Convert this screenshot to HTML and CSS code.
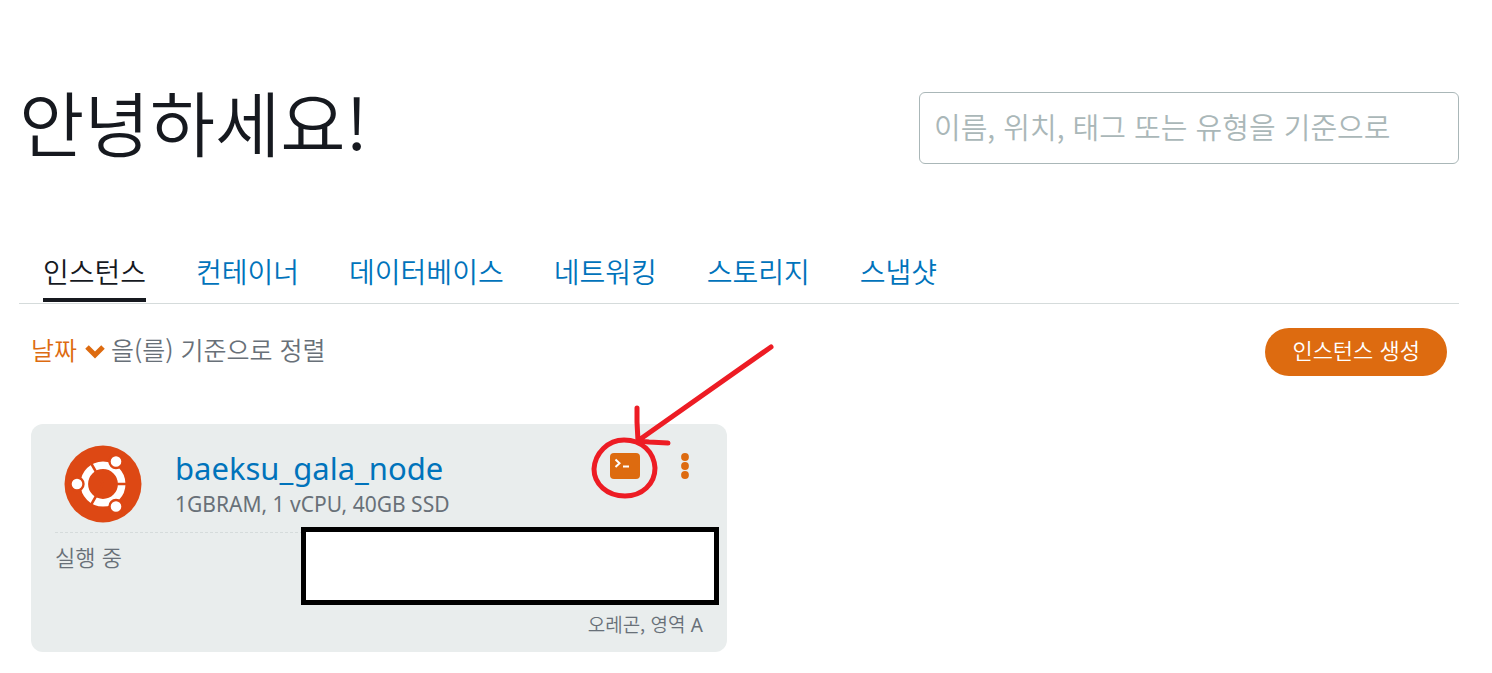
FILE: index.html
```
<!DOCTYPE html>
<html lang="ko">
<head>
    <meta charset="UTF-8">
    <meta name="viewport" content="width=device-width, initial-scale=1.0">
    <title>인스턴스</title>
    <link rel="stylesheet" href="styles.css">
</head>
<body>
    <header class="page-header">
        <h1>안녕하세요!</h1>
        <input type="search" class="search" aria-label="검색" placeholder="이름, 위치, 태그 또는 유형을 기준으로">
    </header>

    <nav class="tabs">
        <a href="#instances" class="active">인스턴스</a>
        <a href="#containers">컨테이너</a>
        <a href="#databases">데이터베이스</a>
        <a href="#networking">네트워킹</a>
        <a href="#storage">스토리지</a>
        <a href="#snapshots">스냅샷</a>
    </nav>

    <main>
        <div class="toolbar">
            <div class="sort">
                <button type="button" class="sort-button">날짜
                    <svg width="20" height="20" viewBox="0 0 20 20"><path d="M2 8l8 8 8-8" fill="none" stroke="#dd6b10" stroke-width="5"/></svg>
                </button>
                <span>을(를) 기준으로 정렬</span>
            </div>
            <button type="button" class="create-button">인스턴스 생성</button>
        </div>

        <div class="cards">
            <article class="card">
                <div class="card-top">
                    <!-- Ubuntu -->
                    <svg class="logo" width="78" height="78" viewBox="0 0 78 78">
                        <circle cx="39" cy="39" r="38.5" fill="#dd4814"/>
                        <circle cx="39" cy="39" r="18.7" fill="none" stroke="#fff" stroke-width="7.6"/>
                        <path d="M39 39h24M39 39L27 18.2M39 39L27 59.8" stroke="#dd4814" stroke-width="2.6"/>
                        <g fill="#fff" stroke="#dd4814" stroke-width="2.4">
                            <circle cx="13" cy="39" r="6.5"/>
                            <circle cx="52" cy="16.5" r="6.5"/>
                            <circle cx="52" cy="61.5" r="6.5"/>
                        </g>
                    </svg>
                    <div class="info">
                        <h2><a href="#baeksu_gala_node">baeksu_gala_node</a></h2>
                        <p>1GBRAM, 1 vCPU, 40GB SSD</p>
                    </div>
                    <div class="actions">
                        <button type="button" class="icon-button" aria-label="터미널 연결">
                            <svg width="30" height="26" viewBox="0 0 30 26">
                                <rect width="30" height="26" rx="4" fill="#dd6b10"/>
                                <path d="M5.5 6.5l4 3.7-4 3.7M13 13.5h6" fill="none" stroke="#fff" stroke-width="2"/>
                            </svg>
                        </button>
                        <button type="button" class="icon-button" aria-label="메뉴">
                            <svg width="8" height="26" viewBox="0 0 8 26" fill="#dd6b10"><circle cx="4" cy="4" r="3.9"/><circle cx="4" cy="13" r="3.9"/><circle cx="4" cy="22" r="3.9"/></svg>
                        </button>
                        <!-- 터미널 버튼 표시 -->
                        <svg class="marker" width="190" height="160" viewBox="0 0 190 160" fill="none" stroke="#ed1c24" stroke-width="5" stroke-linecap="round" stroke-linejoin="round">
                            <path d="M181 7L49 100M47 68v14l1 19M49 101l10 1 19 1"/>
                            <path d="M34 100C18 100 5 113 4 129C4 144 17 156 35 156C52 156 65 144 65 128C64 112 52 100 34 100Z"/>
                        </svg>
                    </div>
                </div>
                <div class="status">실행 중</div>
                <div class="region">오레곤, 영역 <span>A</span></div>
                <div class="cover"></div>
            </article>
        </div>
    </main>
</body>
</html>
```
FILE: styles.css
```
* {
    box-sizing: border-box;
}
body {
    margin: 0;
    padding: 80px 33px 20px 19px;
    background: #fff;
    color: #16191f;
    font-family: "Noto Sans CJK KR", sans-serif;
    font-weight: 350;
}
h1,
h2,
p {
    margin: 0;
    font-weight: 350;
}
a {
    color: #0073bb;
    text-decoration: none;
}
button {
    padding: 0;
    border: none;
    background: none;
    font: inherit;
    cursor: pointer;
}
svg {
    display: block;
}

.page-header {
    display: flex;
    justify-content: space-between;
    align-items: center;
    height: 96px;
}
h1 {
    padding-bottom: 16px;
    font-size: 71px;
    line-height: 96px;
}
.search {
    width: 540px;
    height: 72px;
    padding: 0 14px 4px;
    border: 1px solid #aab7b8;
    border-radius: 6px;
    font: inherit;
    font-size: 29px;
}
.search::placeholder {
    color: #aab7b8;
    opacity: 1;
}

.tabs {
    display: flex;
    gap: 50px;
    margin-top: 68px;
    padding: 0 24px 1px;
    border-bottom: 1px solid #d5dbdb;
    font-size: 28px;
    line-height: 54px;
}
.tabs a {
    border-bottom: 4px solid transparent;
}
.tabs .active {
    color: #16191f;
    border-color: #16191f;
}

main {
    padding: 24px 12px 0;
}
.toolbar,
.sort,
.sort-button {
    display: flex;
    align-items: center;
}
.toolbar {
    justify-content: space-between;
    height: 48px;
}
.sort {
    gap: 6px;
    padding-bottom: 6px;
    color: #687078;
    font-size: 25px;
}
.sort-button {
    gap: 8px;
    color: #dd6b10;
}
.create-button {
    height: 48px;
    padding: 0 27px 6px;
    border-radius: 24px;
    background: #dd6b10;
    color: #fff;
    font-size: 22px;
}

.cards {
    display: grid;
    grid-template-columns: 1fr 1fr;
    gap: 24px;
    margin-top: 48px;
}
.card {
    position: relative;
    padding: 20px 24px 12px;
    border-radius: 12px;
    background: #e9eded;
    color: #687078;
}
.card-top {
    display: flex;
    height: 89px;
    padding-left: 9px;
    border-bottom: 1px dashed #d5dbdb;
}
.logo {
    margin-top: 1px;
}
.info {
    flex: 1;
    margin-left: 33px;
    font-family: "Noto Sans", sans-serif;
}
.info h2 {
    font-size: 31px;
    line-height: 48px;
    font-weight: 400;
}
.info p {
    font-size: 21px;
    line-height: 24px;
    font-weight: 400;
}
.actions {
    position: relative;
    display: flex;
    gap: 41px;
    align-items: flex-start;
    padding: 9px 14px 0 0;
}
.marker {
    position: absolute;
    top: -104px;
    left: -20px;
    pointer-events: none;
}
.status {
    height: 74px;
    font-size: 22px;
    line-height: 46px;
}
.region {
    height: 33px;
    font-size: 19px;
    line-height: 33px;
    text-align: right;
}
.region span {
    font-family: "Noto Sans", sans-serif;
    font-weight: 400;
}
/* IP 주소 가림 */
.cover {
    position: absolute;
    top: 103px;
    right: 8px;
    width: 60%;
    height: 78px;
    border: 5px solid #000;
    background: #fff;
}
```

**Problem to work on**
Transcribe the listing in full and omit the pictures.

**Exercise output**
Convert this screenshot to HTML and CSS code.
FILE: index.html
```
<!DOCTYPE html>
<html lang="ko">
<head>
    <meta charset="UTF-8">
    <meta name="viewport" content="width=device-width, initial-scale=1.0">
    <title>인스턴스</title>
    <link rel="stylesheet" href="styles.css">
</head>
<body>
    <header class="page-header">
        <h1>안녕하세요!</h1>
        <input type="search" class="search" aria-label="검색" placeholder="이름, 위치, 태그 또는 유형을 기준으로">
    </header>

    <nav class="tabs">
        <a href="#instances" class="active">인스턴스</a>
        <a href="#containers">컨테이너</a>
        <a href="#databases">데이터베이스</a>
        <a href="#networking">네트워킹</a>
        <a href="#storage">스토리지</a>
        <a href="#snapshots">스냅샷</a>
    </nav>

    <main>
        <div class="toolbar">
            <div class="sort">
                <button type="button" class="sort-button">날짜
                    <svg width="20" height="20" viewBox="0 0 20 20"><path d="M2 8l8 8 8-8" fill="none" stroke="#dd6b10" stroke-width="5"/></svg>
                </button>
                <span>을(를) 기준으로 정렬</span>
            </div>
            <button type="button" class="create-button">인스턴스 생성</button>
        </div>

        <div class="cards">
            <article class="card">
                <div class="card-top">
                    <!-- Ubuntu -->
                    <svg class="logo" width="78" height="78" viewBox="0 0 78 78">
                        <circle cx="39" cy="39" r="38.5" fill="#dd4814"/>
                        <circle cx="39" cy="39" r="18.7" fill="none" stroke="#fff" stroke-width="7.6"/>
                        <path d="M39 39h24M39 39L27 18.2M39 39L27 59.8" stroke="#dd4814" stroke-width="2.6"/>
                        <g fill="#fff" stroke="#dd4814" stroke-width="2.4">
                            <circle cx="13" cy="39" r="6.5"/>
                            <circle cx="52" cy="16.5" r="6.5"/>
                            <circle cx="52" cy="61.5" r="6.5"/>
                        </g>
                    </svg>
                    <div class="info">
                        <h2><a href="#baeksu_gala_node">baeksu_gala_node</a></h2>
                        <p>1GBRAM, 1 vCPU, 40GB SSD</p>
                    </div>
                    <div class="actions">
                        <button type="button" class="icon-button" aria-label="터미널 연결">
                            <svg width="30" height="26" viewBox="0 0 30 26">
                                <rect width="30" height="26" rx="4" fill="#dd6b10"/>
                                <path d="M5.5 6.5l4 3.7-4 3.7M13 13.5h6" fill="none" stroke="#fff" stroke-width="2"/>
                            </svg>
                        </button>
                        <button type="button" class="icon-button" aria-label="메뉴">
                            <svg width="8" height="26" viewBox="0 0 8 26" fill="#dd6b10"><circle cx="4" cy="4" r="3.9"/><circle cx="4" cy="13" r="3.9"/><circle cx="4" cy="22" r="3.9"/></svg>
                        </button>
                        <!-- 터미널 버튼 표시 -->
                        <svg class="marker" width="190" height="160" viewBox="0 0 190 160" fill="none" stroke="#ed1c24" stroke-width="5" stroke-linecap="round" stroke-linejoin="round">
                            <path d="M181 7L49 100M47 68v14l1 19M49 101l10 1 19 1"/>
                            <path d="M34 100C18 100 5 113 4 129C4 144 17 156 35 156C52 156 65 144 65 128C64 112 52 100 34 100Z"/>
                        </svg>
                    </div>
                </div>
                <div class="status">실행 중</div>
                <div class="region">오레곤, 영역 <span>A</span></div>
                <div class="cover"></div>
            </article>
        </div>
    </main>
</body>
</html>
```
FILE: styles.css
```
* {
    box-sizing: border-box;
}
body {
    margin: 0;
    padding: 80px 33px 20px 19px;
    background: #fff;
    color: #16191f;
    font-family: "Noto Sans CJK KR", sans-serif;
    font-weight: 350;
}
h1,
h2,
p {
    margin: 0;
    font-weight: 350;
}
a {
    color: #0073bb;
    text-decoration: none;
}
button {
    padding: 0;
    border: none;
    background: none;
    font: inherit;
    cursor: pointer;
}
svg {
    display: block;
}

.page-header {
    display: flex;
    justify-content: space-between;
    align-items: center;
    height: 96px;
}
h1 {
    padding-bottom: 16px;
    font-size: 71px;
    line-height: 96px;
}
.search {
    width: 540px;
    height: 72px;
    padding: 0 14px 4px;
    border: 1px solid #aab7b8;
    border-radius: 6px;
    font: inherit;
    font-size: 29px;
}
.search::placeholder {
    color: #aab7b8;
    opacity: 1;
}

.tabs {
    display: flex;
    gap: 50px;
    margin-top: 68px;
    padding: 0 24px 1px;
    border-bottom: 1px solid #d5dbdb;
    font-size: 28px;
    line-height: 54px;
}
.tabs a {
    border-bottom: 4px solid transparent;
}
.tabs .active {
    color: #16191f;
    border-color: #16191f;
}

main {
    padding: 24px 12px 0;
}
.toolbar,
.sort,
.sort-button {
    display: flex;
    align-items: center;
}
.toolbar {
    justify-content: space-between;
    height: 48px;
}
.sort {
    gap: 6px;
    padding-bottom: 6px;
    color: #687078;
    font-size: 25px;
}
.sort-button {
    gap: 8px;
    color: #dd6b10;
}
.create-button {
    height: 48px;
    padding: 0 27px 6px;
    border-radius: 24px;
    background: #dd6b10;
    color: #fff;
    font-size: 22px;
}

.cards {
    display: grid;
    grid-template-columns: 1fr 1fr;
    gap: 24px;
    margin-top: 48px;
}
.card {
    position: relative;
    padding: 20px 24px 12px;
    border-radius: 12px;
    background: #e9eded;
    color: #687078;
}
.card-top {
    display: flex;
    height: 89px;
    padding-left: 9px;
    border-bottom: 1px dashed #d5dbdb;
}
.logo {
    margin-top: 1px;
}
.info {
    flex: 1;
    margin-left: 33px;
    font-family: "Noto Sans", sans-serif;
}
.info h2 {
    font-size: 31px;
    line-height: 48px;
    font-weight: 400;
}
.info p {
    font-size: 21px;
    line-height: 24px;
    font-weight: 400;
}
.actions {
    position: relative;
    display: flex;
    gap: 41px;
    align-items: flex-start;
    padding: 9px 14px 0 0;
}
.marker {
    position: absolute;
    top: -104px;
    left: -20px;
    pointer-events: none;
}
.status {
    height: 74px;
    font-size: 22px;
    line-height: 46px;
}
.region {
    height: 33px;
    font-size: 19px;
    line-height: 33px;
    text-align: right;
}
.region span {
    font-family: "Noto Sans", sans-serif;
    font-weight: 400;
}
/* IP 주소 가림 */
.cover {
    position: absolute;
    top: 103px;
    right: 8px;
    width: 60%;
    height: 78px;
    border: 5px solid #000;
    background: #fff;
}
```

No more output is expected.